2. **Difficulty Impact:** For any given Problem Size, the "tricky" data points and their trend line are generally positioned higher on the y-axis than the "easy" ones. This indicates that "tricky" problems consistently demand more reasoning tokens.
3. **Variance Difference:** The "tricky" series exhibits significantly greater variance (scatter) around its trend line compared to the "easy" series. This suggests that the token count for tricky problems is less predictable based solely on problem size.
4. **Outlier:** There is a prominent outlier in the "tricky" series at a Problem Size of approximately 65, with a Reasoning Token count near 65,000, which is far above the trend line and other data points in that region.
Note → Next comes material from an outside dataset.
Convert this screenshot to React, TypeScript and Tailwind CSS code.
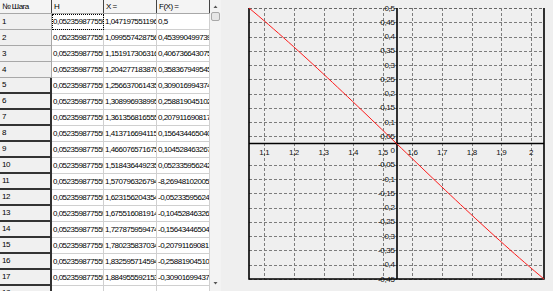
import React from "react";

const H = "0,0523598775598299";

const rows = [
  ["1,0471975511966", "0,5"],
  ["1,09955742875643", "0,453990499739547"],
  ["1,15191730631626", "0,4067366430758"],
  ["1,20427718387609", "0,3583679495453"],
  ["1,25663706143592", "0,309016994374947"],
  ["1,30899693899575", "0,258819045102521"],
  ["1,36135681655558", "0,207911690817759"],
  ["1,41371669411541", "0,156434465040231"],
  ["1,46607657167524", "0,104528463267653"],
  ["1,51843644923507", "0,0523359562429438"],
  ["1,5707963267949", "-8,26948102005129E-16"],
  ["1,62315620435473", "-0,0523359562429438"],
  ["1,67551608191456", "-0,104528463267653"],
  ["1,72787595947439", "-0,156434465040231"],
  ["1,78023583703422", "-0,207911690817759"],
  ["1,83259571459405", "-0,258819045102521"],
  ["1,88495559215388", "-0,309016994374947"],
  ["1,93731546971371", "-0,3583679495453"],
];

const Grid = () => (
  <div className="w-[210px] shrink-0">
    <div className="flex h-[14px] border-b border-[#a8a8a8] bg-[#f4f4f4]">
      {["№ Шага", "H", "X =", "F(X) ="].map((t, i) => (
        <div
          key={t}
          className={`${i < 2 ? "w-[52px]" : "w-[53px]"} overflow-hidden whitespace-nowrap border-r border-[#444] px-[2px] leading-[13px]`}
        >
          {t}
        </div>
      ))}
    </div>
    {rows.map(([x, f], i) => {
      const dark = i >= 4;
      return (
        <div key={i} className="flex h-4">
          <div
            className={`flex w-[52px] items-center bg-[#f0f0f0] px-[2px] ${
              dark ? "border-r-2 border-b-2 border-[#333]" : "border-r border-b border-[#a8a8a8]"
            }`}
          >
            {i + 1}
          </div>
          <div
            className={`flex w-[52px] items-center overflow-hidden whitespace-nowrap border-r border-b border-[#d0d0d0] bg-white pl-[1px] ${
              i === 0 ? "outline outline-1 outline-dotted outline-black -outline-offset-1" : ""
            }`}
          >
            {H}
          </div>
          <div className="flex w-[53px] items-center overflow-hidden whitespace-nowrap border-r border-b border-[#d0d0d0] bg-white pl-[1px]">
            {x}
          </div>
          <div className="flex w-[53px] items-center overflow-hidden whitespace-nowrap border-r border-b border-[#d0d0d0] bg-white pl-[1px]">
            {f}
          </div>
        </div>
      );
    })}
  </div>
);

const Scrollbar = () => (
  <div className="flex w-[11px] shrink-0 flex-col items-center bg-[#f3f3f3]">
    <svg width="7" height="10" className="mt-[1px]">
      <polygon points="1.5,7 5.5,7 3.5,4.5" fill="#555" />
    </svg>
    <div className="mt-[1px] h-[9px] w-[9px] rounded-[2px] border border-[#a8a8a8] bg-[#e6e6e6]" />
    <div className="flex-1" />
    <svg width="7" height="10" className="mb-[2px]">
      <polygon points="1.5,3 5.5,3 3.5,5.5" fill="#555" />
    </svg>
  </div>
);

const X0 = 248;
const X1 = 543;
const Y0 = 8;
const Y1 = 279;
const AXY = 143.5;
const AXX = 396;

const yLabels = [
  "0,5", "0,45", "0,4", "0,35", "0,3", "0,25", "0,2", "0,15", "0,1", "0,05",
  "0", "-0,05", "-0,1", "-0,15", "-0,2", "-0,25", "-0,3", "-0,35", "-0,4", "-0,45",
];
const xLabels = ["1,1", "1,2", "1,3", "1,4", "1,5", "1,6", "1,7", "1,8", "1,9", "2"];

const Chart = () => {
  const a = Math.PI / 3;
  const pts: string[] = [];
  for (let i = 0; i <= 60; i++) {
    const x = a + (a * i) / 60;
    const px = X0 + ((x - a) / a) * (X1 - X0);
    const py = AXY - Math.cos(x) * (Y1 - Y0);
    pts.push(`${px.toFixed(2)},${py.toFixed(2)}`);
  }
  const stepY = (Y1 - Y0) / 19;
  const stepX = 29.63;
  return (
    <svg width="332" height="291" viewBox="221 0 332 291" className="shrink-0">
      {yLabels.map((_, k) =>
        k === 0 || k === 10 ? null : (
          <line
            key={k}
            x1={X0}
            x2={X1}
            y1={Math.round(Y0 + k * stepY) + 0.5}
            y2={Math.round(Y0 + k * stepY) + 0.5}
            stroke="#7c7c7c"
            strokeDasharray="3 2"
          />
        )
      )}
      <line x1={X0} x2={X1} y1={Y0 + 0.5} y2={Y0 + 0.5} stroke="#666" strokeDasharray="3 2" />
      {xLabels.map((_, j) => {
        const x = Math.round(263.3 + j * stepX) + 0.5;
        return <line key={j} x1={x} x2={x} y1={Y0} y2={Y1} stroke="#7c7c7c" strokeDasharray="3 2" />;
      })}
      <line x1={X0} x2={X1} y1={AXY} y2={AXY} stroke="#000" strokeWidth="1.6" />
      <line x1={AXX} x2={AXX} y1={Y0} y2={Y1} stroke="#000" strokeWidth="1.6" />
      <polyline points={`${X0},${Y0} ${X0},${Y1} ${X1},${Y1} ${X1},${Y0}`} fill="none" stroke="#000" strokeWidth="1.6" />
      <polyline points={pts.join(" ")} fill="none" stroke="#ff1a1a" strokeWidth="1" />
      <g fontFamily="Liberation Sans, sans-serif" fontSize="8" letterSpacing="-0.35" fill="#111">
        {yLabels.map((t, k) => (
          <text key={t} x={393.5} y={Y0 + k * stepY} textAnchor="end" dominantBaseline="central">
            {t}
          </text>
        ))}
        {xLabels.map((t, j) => (
          <text key={t} x={263.3 + j * stepX} y={152.5} textAnchor="middle" dominantBaseline="central">
            {t}
          </text>
        ))}
      </g>
    </svg>
  );
};

export default function App() {
  return (
    <div className="flex h-[291px] w-[553px] overflow-hidden bg-[#efefef] font-['Liberation_Sans',sans-serif] text-[8px] tracking-[-0.5px] text-black">
      <Grid />
      <Scrollbar />
      <div className="w-[1px] shrink-0" />
      <Chart />
    </div>
  );
}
5. **Slope Comparison:** The slope of the "tricky fit" line is steeper than that of the "easy fit" line. This implies that the incremental cost (in tokens) of increasing problem size is higher for tricky problems than for easy ones.
### Interpretation
This chart provides a quantitative analysis of how computational effort (measured in reasoning tokens) scales with problem complexity (size) and inherent difficulty. The data strongly suggests that both factors are critical determinants of resource consumption.
The high R² for "easy" problems indicates a predictable, almost linear scaling law. In contrast, the lower R² and higher variance for "tricky" problems imply that other factors beyond simple size—perhaps the specific nature of the trickiness, the solution path required, or the model's specific weaknesses—play a substantial role in determining token usage. The steeper slope for tricky problems means that as problems get larger, the "penalty" for them being tricky becomes increasingly severe in terms of token cost.
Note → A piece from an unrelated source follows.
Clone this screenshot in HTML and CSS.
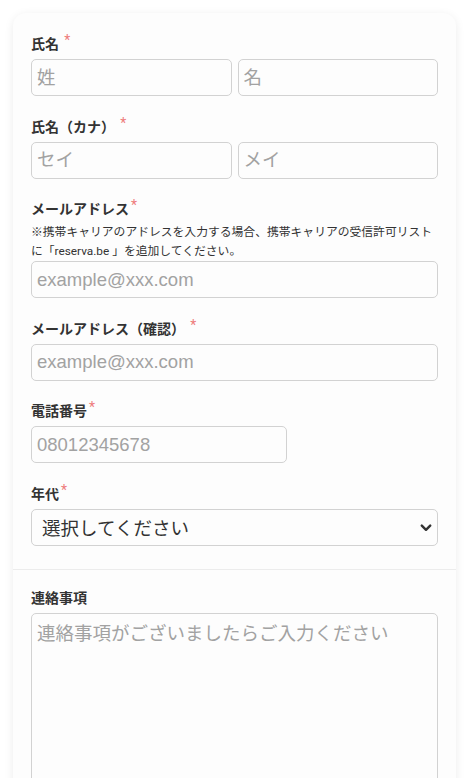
FILE: index.html
```html
<!DOCTYPE html>
<html lang="ja">
<head>
  <meta charset="UTF-8">
  <meta name="viewport" content="width=device-width, initial-scale=1.0">
  <title>予約フォーム</title>
  <link rel="stylesheet" href="styles.css">
</head>
<body>

  <div class="form-card">
    <div class="form-section">
      <div class="field">
        <label class="field-label">氏名 <span class="required">*</span></label>
        <div class="name-row">
          <input class="text-input" type="text" placeholder="姓">
          <input class="text-input" type="text" placeholder="名">
        </div>
      </div>

      <div class="field">
        <label class="field-label">氏名（カナ） <span class="required">*</span></label>
        <div class="name-row">
          <input class="text-input" type="text" placeholder="セイ">
          <input class="text-input" type="text" placeholder="メイ">
        </div>
      </div>

      <div class="field">
        <label class="field-label">メールアドレス<span class="required">*</span></label>
        <p class="field-note">※携帯キャリアのアドレスを入力する場合、携帯キャリアの受信許可リストに「reserva.be 」を追加してください。</p>
        <input class="text-input" type="email" placeholder="example@xxx.com">
      </div>

      <div class="field">
        <label class="field-label">メールアドレス（確認） <span class="required">*</span></label>
        <input class="text-input" type="email" placeholder="example@xxx.com">
      </div>

      <div class="field">
        <label class="field-label">電話番号<span class="required">*</span></label>
        <input class="text-input phone-input" type="tel" placeholder="08012345678">
      </div>

      <div class="field">
        <label class="field-label">年代<span class="required">*</span></label>
        <div class="select-wrap">
          <select class="select-input">
            <option>選択してください</option>
            <option>10代</option>
            <option>20代</option>
            <option>30代</option>
            <option>40代</option>
            <option>50代以上</option>
          </select>
          <svg class="select-arrow" width="12" height="8" viewBox="0 0 12 8">
            <path d="M1.8 1.6 L6 5.8 L10.2 1.6" fill="none" stroke="#333" stroke-width="2.4" stroke-linecap="round" stroke-linejoin="round"/>
          </svg>
        </div>
      </div>
    </div>

    <div class="form-section">
      <div class="field">
        <label class="field-label">連絡事項</label>
        <textarea class="text-area" placeholder="連絡事項がございましたらご入力ください"></textarea>
      </div>
    </div>
  </div>

</body>
</html>
```

FILE: styles.css
```css
body {
  margin: 0;
  padding: 13px 12px 0 13px;
  background-color: #ffffff;
  font-family: Roboto, "Noto Sans CJK JP", sans-serif;
  color: #333333;
  overflow: hidden;
}

.form-card {
  background-color: #fdfdfd;
  border-radius: 13px 13px 0 0;
  box-shadow: 0px 2px 10px rgba(0, 0, 0, 0.08);
}

.form-section {
  padding: 19px 18px 23px 18px;
}

.form-section + .form-section {
  border-top: 1px solid #ececec;
  padding-top: 16px;
}

.field {
  margin-bottom: 18.5px;
}

.field:last-child {
  margin-bottom: 0;
}

.field-label {
  display: block;
  height: 22px;
  font-family: "Noto Sans CJK JP", sans-serif;
  font-size: 14px;
  font-weight: bold;
  line-height: 22px;
  margin-bottom: 5px;
  color: #333333;
}

.required {
  color: #ee7b7b;
  font-family: Roboto, sans-serif;
  font-weight: normal;
  font-size: 14px;
  line-height: 0;
  margin-left: 2px;
  vertical-align: 4px;
}

.field-note {
  margin: -1px 0 0 0;
  font-size: 11.8px;
  line-height: 19px;
  color: #333333;
}

.name-row {
  display: flex;
  gap: 6px;
}

.text-input,
.select-input,
.text-area {
  box-sizing: border-box;
  display: block;
  width: 100%;
  height: 37px;
  border: 1px solid #d2d2d2;
  border-radius: 5px;
  background-color: #fdfdfd;
  font-family: "Liberation Sans", "Noto Sans CJK JP", sans-serif;
  font-size: 18.5px;
  color: #333333;
  padding: 0 5px;
  outline: none;
}

.text-input::placeholder,
.text-area::placeholder {
  color: #a2a2a2;
}

.phone-input {
  width: 256px;
}

.select-wrap {
  position: relative;
}

.select-input {
  appearance: none;
  -webkit-appearance: none;
  padding-left: 10px;
  font-family: "Noto Sans CJK JP", sans-serif;
}

.select-arrow {
  position: absolute;
  right: 6px;
  top: 15px;
  pointer-events: none;
}

.text-area {
  height: 200px;
  padding: 6px 5px;
  resize: none;
  font-family: "Noto Sans CJK JP", sans-serif;
  line-height: 1.4;
}
```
The outlier in the tricky series is particularly interesting. It represents a case where a problem of moderate size required an exceptionally high number of tokens, potentially indicating a pathological case, a misleading problem statement, or a specific failure mode in the reasoning process being measured. This chart would be valuable for resource estimation, model evaluation, and understanding the limits of predictable scaling in AI reasoning tasks.